Heady stuff, and daring at a time of gamesmanship. But Cruz spoke with sincerity, and left the room hopeful. And the data may abide Cruz. This is the way we define ourselves, the kind of inspiration we seek to reaffirm who we are, at intergenerational inflection points. This is the stuff of leadership, not cocky boasting or self-adulation. The speech was another notch in his belt, forceful and inclusive, purposeful and high minded. It was far from the claptrap of petty politics.
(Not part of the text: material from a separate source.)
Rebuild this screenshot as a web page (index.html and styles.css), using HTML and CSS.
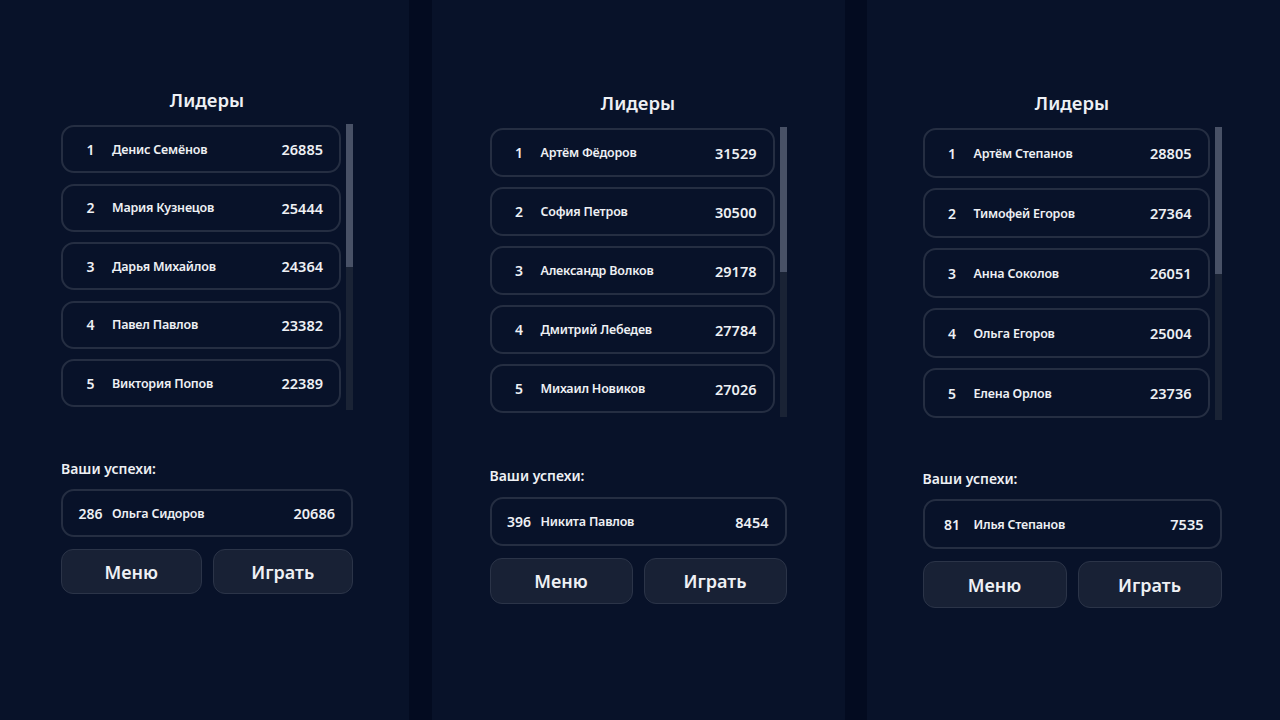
FILE: index.html
```html
<!DOCTYPE html>
<html lang="ru">
<head>
    <meta charset="UTF-8">
    <meta name="viewport" content="width=device-width, initial-scale=1.0">
    <title>Лидеры</title>
    <link rel="stylesheet" href="styles.css">
</head>
<body>
    <div class="screens">

        <div class="screen screen-a">
            <div class="board">
                <h2 class="board-title">Лидеры</h2>
                <div class="leaders-wrap">
                    <div class="leaders">
                        <div class="row"><span class="rank">1</span><span class="name">Денис Семёнов</span><span class="score">26885</span></div>
                        <div class="row"><span class="rank">2</span><span class="name">Мария Кузнецов</span><span class="score">25444</span></div>
                        <div class="row"><span class="rank">3</span><span class="name">Дарья Михайлов</span><span class="score">24364</span></div>
                        <div class="row"><span class="rank">4</span><span class="name">Павел Павлов</span><span class="score">23382</span></div>
                        <div class="row"><span class="rank">5</span><span class="name">Виктория Попов</span><span class="score">22389</span></div>
                    </div>
                    <div class="scrollbar"><div class="thumb"></div></div>
                </div>
                <div class="mine-label">Ваши успехи:</div>
                <div class="row mine"><span class="rank">286</span><span class="name">Ольга Сидоров</span><span class="score">20686</span></div>
                <div class="actions">
                    <button class="btn">Меню</button>
                    <button class="btn">Играть</button>
                </div>
            </div>
        </div>

        <div class="screen screen-b">
            <div class="board">
                <h2 class="board-title">Лидеры</h2>
                <div class="leaders-wrap">
                    <div class="leaders">
                        <div class="row"><span class="rank">1</span><span class="name">Артём Фёдоров</span><span class="score">31529</span></div>
                        <div class="row"><span class="rank">2</span><span class="name">София Петров</span><span class="score">30500</span></div>
                        <div class="row"><span class="rank">3</span><span class="name">Александр Волков</span><span class="score">29178</span></div>
                        <div class="row"><span class="rank">4</span><span class="name">Дмитрий Лебедев</span><span class="score">27784</span></div>
                        <div class="row"><span class="rank">5</span><span class="name">Михаил Новиков</span><span class="score">27026</span></div>
                    </div>
                    <div class="scrollbar"><div class="thumb"></div></div>
                </div>
                <div class="mine-label">Ваши успехи:</div>
                <div class="row mine"><span class="rank">396</span><span class="name">Никита Павлов</span><span class="score">8454</span></div>
                <div class="actions">
                    <button class="btn">Меню</button>
                    <button class="btn">Играть</button>
                </div>
            </div>
        </div>

        <div class="screen screen-c">
            <div class="board">
                <h2 class="board-title">Лидеры</h2>
                <div class="leaders-wrap">
                    <div class="leaders">
                        <div class="row"><span class="rank">1</span><span class="name">Артём Степанов</span><span class="score">28805</span></div>
                        <div class="row"><span class="rank">2</span><span class="name">Тимофей Егоров</span><span class="score">27364</span></div>
                        <div class="row"><span class="rank">3</span><span class="name">Анна Соколов</span><span class="score">26051</span></div>
                        <div class="row"><span class="rank">4</span><span class="name">Ольга Егоров</span><span class="score">25004</span></div>
                        <div class="row"><span class="rank">5</span><span class="name">Елена Орлов</span><span class="score">23736</span></div>
                    </div>
                    <div class="scrollbar"><div class="thumb"></div></div>
                </div>
                <div class="mine-label">Ваши успехи:</div>
                <div class="row mine"><span class="rank">81</span><span class="name">Илья Степанов</span><span class="score">7535</span></div>
                <div class="actions">
                    <button class="btn">Меню</button>
                    <button class="btn">Играть</button>
                </div>
            </div>
        </div>

    </div>
</body>
</html>
```

FILE: styles.css
```css
body {
    margin: 0;
    height: 720px;
    overflow: hidden;
    background-color: #030b20;
    font-family: 'Noto Sans', 'Open Sans', sans-serif;
    color: #eef0f4;
}

.screens {
    display: flex;
    height: 720px;
}

.screen {
    background-color: #081229;
    display: flex;
    justify-content: center;
}

/* each screen is a slightly different device size */
.screen-a {
    width: 409px;
    margin-right: 23px;
    --board-w: 292px;
    --top: 88px;
    --row-h: 48px;
    --row-gap: 10.5px;
    --list-h: 286px;
    --mine-gap: 10px;
    --btn-h: 45px;
    --shift: 5px;
}

.screen-b {
    width: 413px;
    margin-right: 22px;
    --board-w: 297px;
    --top: 91px;
    --row-h: 49px;
    --row-gap: 10px;
    --list-h: 290px;
    --mine-gap: 11px;
    --btn-h: 46px;
    --shift: -1px;
}

.screen-c {
    width: 413px;
    --board-w: 299px;
    --top: 91px;
    --row-h: 50px;
    --row-gap: 10px;
    --list-h: 293px;
    --mine-gap: 10px;
    --btn-h: 47px;
    --shift: -3px;
}

.board {
    width: var(--board-w);
    padding-top: var(--top);
    margin-left: var(--shift);
    display: flex;
    flex-direction: column;
}

.board-title {
    margin: 0 0 12px 0;
    text-align: center;
    font-size: 18.5px;
    font-weight: 600;
    line-height: 24px;
}

.leaders-wrap {
    display: flex;
    gap: 5px;
    height: var(--list-h);
}

.leaders {
    flex: 1;
    overflow: hidden;
    display: flex;
    flex-direction: column;
    gap: var(--row-gap);
    padding-top: 1px;
}

.scrollbar {
    width: 7px;
    background-color: #1a2335;
    display: flex;
    flex-direction: column;
}

.thumb {
    height: 50%;
    background-color: #485166;
}

.row {
    flex: none;
    display: flex;
    align-items: center;
    height: var(--row-h);
    box-sizing: border-box;
    border: 2px solid #252e42;
    border-radius: 13px;
    padding: 0 16px 0 12px;
}

.rank {
    width: 31px;
    text-align: center;
    font-size: 14px;
    font-weight: 600;
    margin-right: 6px;
}

.name {
    flex: 1;
    font-size: 12.5px;
    font-weight: 600;
    letter-spacing: -0.2px;
}

.score {
    font-size: 14.5px;
    font-weight: 600;
}

.mine-label {
    margin-top: 49px;
    margin-bottom: var(--mine-gap);
    font-size: 14px;
    font-weight: 600;
    line-height: 20px;
}

.actions {
    display: flex;
    gap: 11px;
    margin-top: 12px;
}

.btn {
    flex: 1;
    height: var(--btn-h);
    background-color: #182135;
    color: #eef0f4;
    border: 1px solid #2b3448;
    border-radius: 12px;
    font-family: inherit;
    font-size: 18px;
    font-weight: 600;
    cursor: pointer;
}

.btn:hover {
    background-color: #1f2a42;
}
```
What does it mean? Who can say for sure? One thing is clear: With or without the data, Cruz is right. We are at a “point of choosing” – between alternate futures, one of hope and promise, the other of brash battles, minutia and a new definition of ourselves that is hard to recognize. We are not happy to see ourselves as criminals, socialists or self-aggrandizing fops. We are not happy to be less than we can be, and we know the day is coming when we must choose. What we crave a future true to our past.
The Cruz speech also held a kicker. On the “journey” ahead, he prepared us to be “less talk, more action.” And affirmed that we Americans will “be who we were destined to be …,” if we only say we “will.” He said: “Here is the truth: You do not need me or any other politician … But we all need us, need ‘We the People’ …” We need each other, now more than ever. How true. Because, right again, our greatness is rooted in our goodness.
As I listened, I wondered. Who will hear this speech? Hope, humility and resolve, grounded confidence. More than meets the eye, these words would echo. After all, it was April 19th, the day in 1775 when a few inspired colonists gathered to defend their future country, the day battle was joined at Lexington and Concord more than 240 years ago, and a shot was heard ‘round the world. It was a good day for a shot of inspiration – and Cruz gave it, loud and clear, in a new and newly resonant voice.